Utterly Brilliant Thoughts: 05.2007
And How Was Your Evening?

A few hours ago, I was contentedly sitting in front of my computer, getting ready tell you hi! & did you miss me? & sweet merciful God, I am so over the whole 520-step interview process & blah blah talky talk talk blah. Then Chris called to tell me he was on his way home. Early! Dinner before nine o'clock! Woo hoo! And then I was further distracted by something shiny (oooh, lipgloss!) & before I had a chance to actually write anything, Chris was home. And he brought news. Of the "guess what happened on the way home" & "I'll tell you all about it after I call the insurance company" variety. Thankfully, Chris is fine, but Carmen (what, doesn't your husband name his car?) has seen better days. (Of course, she's also seen worse days. This is the third accident she & Chris have been in within the past year. The one with the turkey was much worse. But that's a story for another day.) Anyway, after that, we could hardly just stay home & eat frittata, could we? The situation clearly called for drastic mood-enhancing measures. Which, in this house, means ice cream. And we were quite happily enjoying our ice cream when a gentleman in a ginormous SUV backed into Chris' motorcycle in the DQ parking lot. Bang. Did I mention that said gentleman happens to be unlicensed? Of course he is. He also has more tattoos than teeth, but I suppose that's not strictly relevant.


If you need either of us, we will be sitting quietly on the couch, trying to avoid further incident. Please send liquor & chocolate.


Interview Update

My (two-and-a-half-hour) interview went fairly well, I think, except for the fact that my interviewer shared with me that there are over 70 other applicants for the job and the one she met with before me had two Master's degrees. Two! Which, if you're playing along at home, is practically like two more than I have. But she did indicate that I would be getting a call to schedule the next round of interviews so I must have dazzled her with my wit and charm. Or maybe she thought we were kindred spirits in that we both once went to the same hairdresser. (Not you, Mom!) Or maybe she was just trying to get me the hell out of her office because dear God, 2.5 hours? I've had dates that didn't last that long! (Thankfully!) Oh, and when I finally got out of there, I had planned to take the subway home, only to find out that the line that I'm on is being repaired so now it connects to . . . well, nowhere, actually. Which is extra-special fun since one of the selling points of our new house was its proximity to the T. That goes nowhere. Brilliant.

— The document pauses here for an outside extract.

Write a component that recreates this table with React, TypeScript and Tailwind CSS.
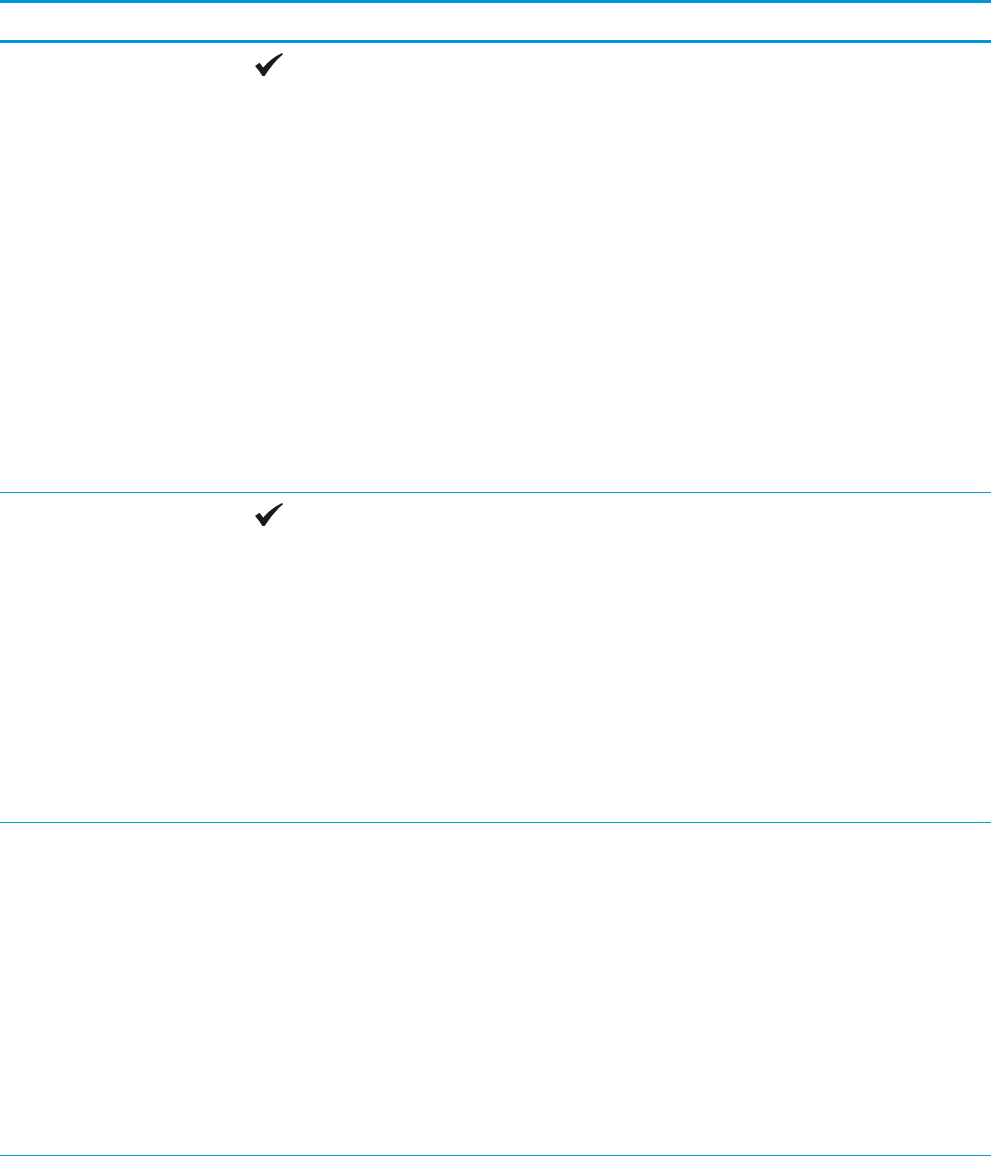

Another interview this afternoon with a different company. Another step closer to buying out Zappos.
Fingers crossed!


You Waited 10 Days For This?

That was a rather long one day silence, wasn't it?
Well, you know, I've been busy. Really, really busy. With all of the, um, important chocolate-eating and television-watching I've been doing. I also sold some stuff on Craig's List and organized my closet and made friends with the kids next door. Oh, and one day? Chris called for me from the back yard in the exact same tone that I would use if I had found a stack of diamond-filled Tiffany boxes. Unfortunately, no little blue boxes were in evidence, and what he actually found looked quite a bit like this:

So, um, yeah. Lots of excitement. Very busy. (Did you gag a little bit when you saw that? Because I did. And that slimy little thing is living in my back yard. Which I guess is better than in my bedroom, which is where Chris wanted to keep it. Boys are weird.)


The Dream Job interview is tomorrow. I am preparing for it by spending the day contemplating my wardrobe and doing my nails. Because I wouldn't hire someone for an important and responsible position if she couldn't even maintain her manicure, would you? It seems like possibly I should be doing something else to prepare for this. Something . . . not related to grooming. Some kind of research about the company perhaps? The thing is, it's kind of not my Dream Job anymore. I mean, I applied for it over a month ago, and I apparently have the attention span of goldfish because now I'm distracted by the brand! new! sparkly! Dream Job I applied for earlier today. Which probably also isn't really my Dream Job either, in that I don't recall the words "heiress", "royalty" or "obscene amounts of money in exchange for virtually no effort on your part" being used in the job description. However, my friend Mary sent me a link to this site (oooooh, shoes, want new shooooooooes, oh wait, have no money, damn) and I am fairly certain that both jobs offer some sort of monetary compensation, which means I could buy these.

Or these. And maybe these.Wish me luck!